На кухне сидел Викен и беседовал с типом, открывшим Роару дверь во вторник. Это был Одд Лёккему, сожитель Бергера и владелец квартиры. Роар кивнул в знак того, что узнал, но Лёккему его не заметил.
— Дайте я проверю, правильно ли я запомнил, — сказал Викен. — Вы были в Хамаре, навещали сестру и приехали незадолго до половины восьмого. — Он повернул голову и прервался: — Хорват, возьми патруль и найди машину Бергера. «БМВ Х3». Черный металлик. Она должна быть припаркована где-то в квартале. — Он протянул Роару записку с номером. — Попроси отгородить машину. Криминалисты заберут ее с собой, как только один из них освободится.
Роар вышел в коридор, ступая по оставленному проходу. Он не разговаривал с Викеном с их утренней встречи в гараже. Тогда он наврал, от кого получил сведения. Теперь же по тону инспектора ему показалось, что ложь раскрылась. «Концентрация, Роар, — пробормотал он, — седьмая степень».

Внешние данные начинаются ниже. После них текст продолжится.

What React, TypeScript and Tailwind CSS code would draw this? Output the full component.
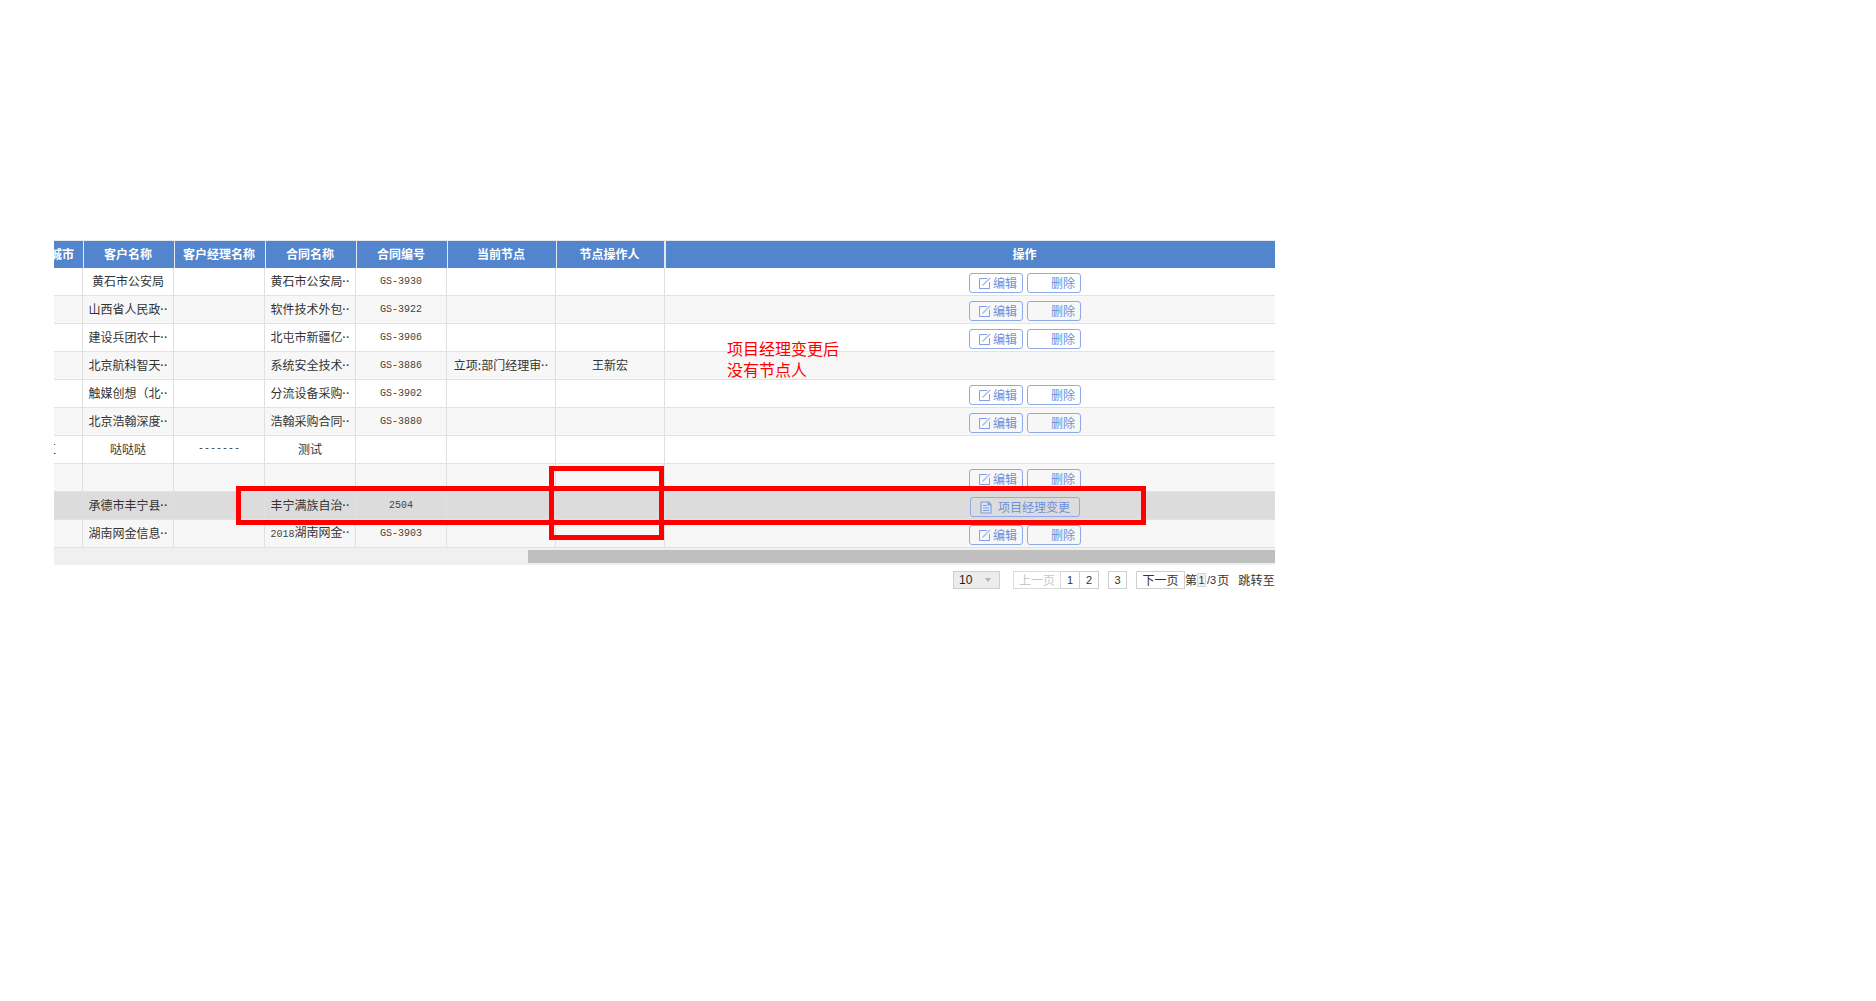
import React from "react";

const cjk = "font-['Noto_Sans_CJK_SC','Liberation_Sans',sans-serif]";
const mono = "font-['Liberation_Mono','Noto_Sans_CJK_SC',monospace] text-[10px] text-[#444]";
const digit = "font-['Liberation_Sans'] text-[11px]";

type Row = {
  customer?: string;
  contract?: string;
  no?: string;
  manager?: string;
  node?: string;
  operator?: string;
  action?: "edit" | "change";
  first?: string;
};

const rows: Row[] = [
  { customer: "黄石市公安局", contract: "黄石市公安局", no: "GS-3930", action: "edit" },
  { customer: "山西省人民政", contract: "软件技术外包", no: "GS-3922", action: "edit" },
  { customer: "建设兵团农十", contract: "北屯市新疆亿", no: "GS-3906", action: "edit" },
  { customer: "北京航科智天", contract: "系统安全技术", no: "GS-3886", node: "立项:部门经理审", operator: "王新宏" },
  { customer: "触媒创想（北", contract: "分流设备采购", no: "GS-3902", action: "edit" },
  { customer: "北京浩翰深度", contract: "浩翰采购合同", no: "GS-3880", action: "edit" },
  { customer: "哒哒哒", manager: "-------", contract: "测试", first: "工" },
  { action: "edit" },
  { customer: "承德市丰宁县", contract: "丰宁满族自治", no: "2504", action: "change" },
  { customer: "湖南网金信息", contract: "2018湖南网金", no: "GS-3903", action: "edit" },
];

const Dots = () => (
  <span className="inline-block w-[7px] -translate-y-[1px] font-['Liberation_Sans'] text-[10px] font-bold leading-none tracking-[0.5px]">
    ··
  </span>
);

const Clip = ({ text }: { text?: string }) => {
  if (!text) return null;
  // 短文本完整显示，长文本带省略点
  const short = text === "哒哒哒" || text === "测试";
  const m = text.match(/^(\d+)(.*)$/);
  return (
    <>
      {m ? <span className={mono}>{m[1]}</span> : null}
      {m ? m[2] : text}
      {short ? null : <Dots />}
    </>
  );
};

const EditIcon = () => (
  <svg width="12" height="12" viewBox="0 0 12 12" fill="none" className="shrink-0">
    <path d="M8 1.5H0.5V11.5H10.5V5" stroke="#7f9fe0" strokeWidth="1" />
    <path d="M3.5 8.5L11 1" stroke="#a9bff0" strokeWidth="1.5" />
  </svg>
);

const DocIcon = () => (
  <svg width="12" height="13" viewBox="0 0 12 13" fill="none" className="shrink-0">
    <path d="M1 1H8.5L11 3.5V12H1V1Z" fill="#dbe3f3" stroke="#7f9fe0" strokeWidth="1.2" />
    <path d="M3 4.5H7M3 7H9M3 9.5H9" stroke="#7f9fe0" strokeWidth="1" />
    <path d="M8 1V4H11" fill="#7f9fe0" stroke="#7f9fe0" strokeWidth="1" />
  </svg>
);

const Btn = ({ w, className, children }: { w: string; className?: string; children: React.ReactNode }) => (
  <div
    className={`flex h-5 items-center rounded-[3px] border border-[#8eaae8] text-xs leading-none text-[#6c8fdc] ${w} ${className ?? ""}`}
  >
    {children}
  </div>
);

const headerCell = "flex h-full items-center justify-center border-r border-[#e4e8f0] pb-[2px] pr-[2px] text-xs font-bold text-white";
const cell = "flex h-full items-center justify-center overflow-hidden whitespace-nowrap border-r border-[#e0e0e0] pb-[2px]";

const rowBg = (i: number) => {
  if (i === 8) return "bg-[#dcdcdc]";
  return i % 2 === 0 ? "bg-white" : "bg-[#f7f7f7]";
};

export default function App() {
  return (
    <div className={`relative h-[1001px] w-full overflow-hidden bg-white pl-[54px] pt-[240px] ${cjk}`}>
      <div className="w-[1221px] overflow-hidden">
        <div className="h-px bg-[#e8e8e8]" />
        {/* 表头 */}
        <div className="flex h-[27px] w-[1344px] -translate-x-[13px] bg-[#5285cd]">
          <div className={`${headerCell} w-[43px] justify-end !pr-[9px]`}>城市</div>
          <div className={`${headerCell} w-[91px]`}>客户名称</div>
          <div className={`${headerCell} w-[91px]`}>客户经理名称</div>
          <div className={`${headerCell} w-[91px]`}>合同名称</div>
          <div className={`${headerCell} w-[91px]`}>合同编号</div>
          <div className={`${headerCell} w-[109px]`}>当前节点</div>
          <div className={`${headerCell} w-[109px] border-r-2`}>节点操作人</div>
          <div className="flex h-full w-[719px] items-center justify-center pb-[2px] pr-[2px] text-xs font-bold text-white">操作</div>
        </div>

        {rows.map((r, i) => (
          <div
            key={i}
            className={`flex h-[28px] w-[1344px] -translate-x-[13px] border-b border-[#e2e2e2] text-xs text-[#333] ${rowBg(i)}`}
          >
            <div className={`${cell} w-[42px] justify-end ${r.first ? "pr-[26px]" : ""}`}>{r.first}</div>
            <div className={`${cell} w-[91px]`}>
              <span>
                {r.customer === "黄石市公安局" ? r.customer : <Clip text={r.customer} />}
              </span>
            </div>
            <div className={`${cell} w-[91px] ${mono}`}>{r.manager}</div>
            <div className={`${cell} w-[91px]`}>
              <span>
                <Clip text={r.contract} />
              </span>
            </div>
            <div className={`${cell} w-[91px] !pb-0 ${mono}`}>{r.no}</div>
            <div className={`${cell} w-[109px]`}>
              {r.node ? (
                <span>
                  {r.node}
                  <Dots />
                </span>
              ) : null}
            </div>
            <div className={`${cell} w-[109px]`}>{r.operator}</div>
            <div className="flex h-full w-[720px] justify-center gap-[4px] pt-[5px]">
              {r.action === "edit" ? (
                <>
                  <Btn w="w-[54px]" className="pl-[9px]">
                    <EditIcon />
                    <span className="ml-[2px]">编辑</span>
                  </Btn>
                  <Btn w="w-[54px]" className="pl-[23px]">
                    删除
                  </Btn>
                </>
              ) : null}
              {r.action === "change" ? (
                <Btn w="w-[110px]" className="pl-[9px]">
                  <DocIcon />
                  <span className="ml-[6px]">项目经理变更</span>
                </Btn>
              ) : null}
            </div>
          </div>
        ))}

        {/* 横向滚动条 */}
        <div className="h-[17px] bg-[#f0f0f0] pt-[2px]">
          <div className="ml-[474px] h-[13px] bg-[#bfbfbf]" />
        </div>

        {/* 分页 */}
        <div className="mt-[6px] flex h-[18px] items-center whitespace-nowrap pl-[899px] text-xs text-[#333]">
          <div className="flex h-full w-[47px] shrink-0 items-center border border-[#cfcfcf] bg-[#ececec] pl-[5px]">
            <span className="font-['Liberation_Sans'] text-[12px] text-[#222]">10</span>
            <span className="ml-[13px] h-0 w-0 border-x-[3px] border-t-[4px] border-x-transparent border-t-[#a9b7cc]" />
          </div>
          <div className="ml-[13px] flex h-full w-[48px] shrink-0 items-center justify-center border border-[#dcdcdc] text-[#c8c8c8]">
            上一页
          </div>
          <div className={`flex h-full w-[19px] shrink-0 items-center justify-center border border-l-0 border-[#cfcfcf] ${digit}`}>
            1
          </div>
          <div className={`flex h-full w-[19px] shrink-0 items-center justify-center border border-l-0 border-[#cfcfcf] ${digit}`}>
            2
          </div>
          <div className={`ml-[9px] flex h-full w-[19px] shrink-0 items-center justify-center border border-[#cfcfcf] ${digit}`}>
            3
          </div>
          <div className="ml-[9px] flex h-full w-[49px] shrink-0 items-center justify-center border border-[#cfcfcf]">
            下一页
          </div>
          <span className="shrink-0">第</span>
          <span className={`flex h-[14px] w-[9px] shrink-0 items-center justify-center border border-[#d5d5d5] bg-[#f2f2f2] ${digit}`}>
            1
          </span>
          <span className={`mx-[1px] shrink-0 ${digit}`}>/3</span>
          <span className="shrink-0">页</span>
          <span className="ml-[9px] shrink-0 tracking-[0.3px]">跳转至:</span>
        </div>
      </div>

      {/* 标注 */}
      <div className="absolute left-[727px] top-[338px] text-base leading-[21px] text-[#ff0000]">
        项目经理变更后
        <br />
        没有节点人
      </div>
      <div className="absolute left-[236px] top-[486px] h-[39px] w-[910px] border-[5px] border-[#ff0000]" />
      <div className="absolute left-[549px] top-[466px] h-[74px] w-[115px] border-[5px] border-[#ff0000]" />
    </div>
  );
}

Он передал поручение насчет машины констеблю, стоявшему у входной двери. В этот момент через ограждение перешагнула Дженнифер. На ней был белый комбинезон на пару размеров больше, чем нужно. Роар придержал для нее дверь.
— Что у вас для меня сегодня? — спросила она формально и прошла мимо, не дожидаясь ответа.
Когда дверь за ними закрылась, Роар ответил:
— Телезвезда, умер в собственной квартире.
— Об этом знают все, кто смотрел сегодня телевизор.
Роар добавил:
— Был обнаружен полтора часа назад с использованным шприцем. Похоже, героин.
Он поднялся за ней по лестнице. Пахло ее обычными духами, но сегодня она явно прыснула на себя лишнего. Ему они никогда не нравились, отметил вдруг он.